A primeira experiência na pista foi com um F-Renault 2.0, de 480 kg e motor de 185 cv. Primeiro andei atrás de um "safety car", depois fiquei à vontade para pisar fundo.
Seguiram-se sessões de massagem e de batak, aparelho que testa a reação a luzes, usado para aprimorar a visão periférica. No almoço, salada e massa.
Editoria de Arte/Folhapress | ||
COMO EM MÔNACO
Veio o briefing sobre o F-1 que estava à minha espera: um Benetton de 2001 pintado nas cores do Lotus E21 da temporada atual, com asa dianteira de 2005 e configuração aerodinâmica para Mônaco.
Ou seja: asa traseira monstruosa (para grudar o carro no chão e lhe conferir mais estabilidade), câmbio de seis marchas sequencial e motor V10 (cerca de 700 cv) empurrando um conjunto de 580 kg -mais os meus 72 kg, claro.
"Aproveite, não pense que isso é uma corrida. Ninguém aqui vai assinar contrato com a equipe no fim do dia. Lembre-se que automobilismo é um esporte perigoso e que você está sozinho no carro. Depois disso, você nunca mais verá a F-1 do mesmo jeito", disse o instrutor.
Eram 15h33 quando chamaram meu nome. Fazia 27,4°C e o céu estava azul.
Repassei mentalmente cada passo para sair com o carro: dar duas bombadas no acelerador assim que o motor fosse acionado; pisar na embreagem; com a borboleta da mão direita, achar a segunda marcha; levantar o pé esquerdo progressivamente enquanto o direito fizesse o caminho inverso. Era importante não dar solavancos.
Veio o motor de arranque externo. Depois, o sinal do instrutor para que eu partisse. Saí em primeira, mas logo engatei a segunda.
Ganhar a reta dos boxes ao volante de um F-1 preto e dourado foi um sonho. "Não acredito", repetia para mim mesmo.
Após uma série de curvas em terceira marcha, vem um pedaço da Mistral, reta que chegou a ter 1.800 m nos bons tempos. Foi onde alcancei 220 km/h, segundo a telemetria. Com um carro tão rente ao chão, pareceu muito mais.
Veio a Signes, curva mais veloz da pista, que não aprendi a fazer na tangência ideal de jeito nenhum. Depois a Beuasset, a Village, a Tour e a Curva da Ponte.

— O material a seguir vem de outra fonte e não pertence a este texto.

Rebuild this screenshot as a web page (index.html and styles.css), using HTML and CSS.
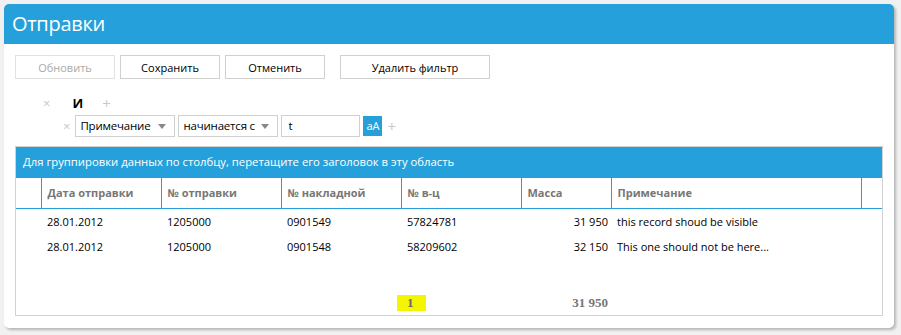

Ali cometi um erro para o qual Emerson e o instrutor haviam alertado. Contornei essa curva em segunda marcha e pisei forte cedo demais, já louco para rasgar a reta dos boxes. Não peguei leve. Perdi a traseira, o carro rodou, o motor morreu. Só restava esperar o resgate. E até isso foi bacana.
Em meio à fumaça dos pneus, tive a certeza de agora entender um pouco mais do universo que há tanto tempo acompanho. Pilotei um F-1.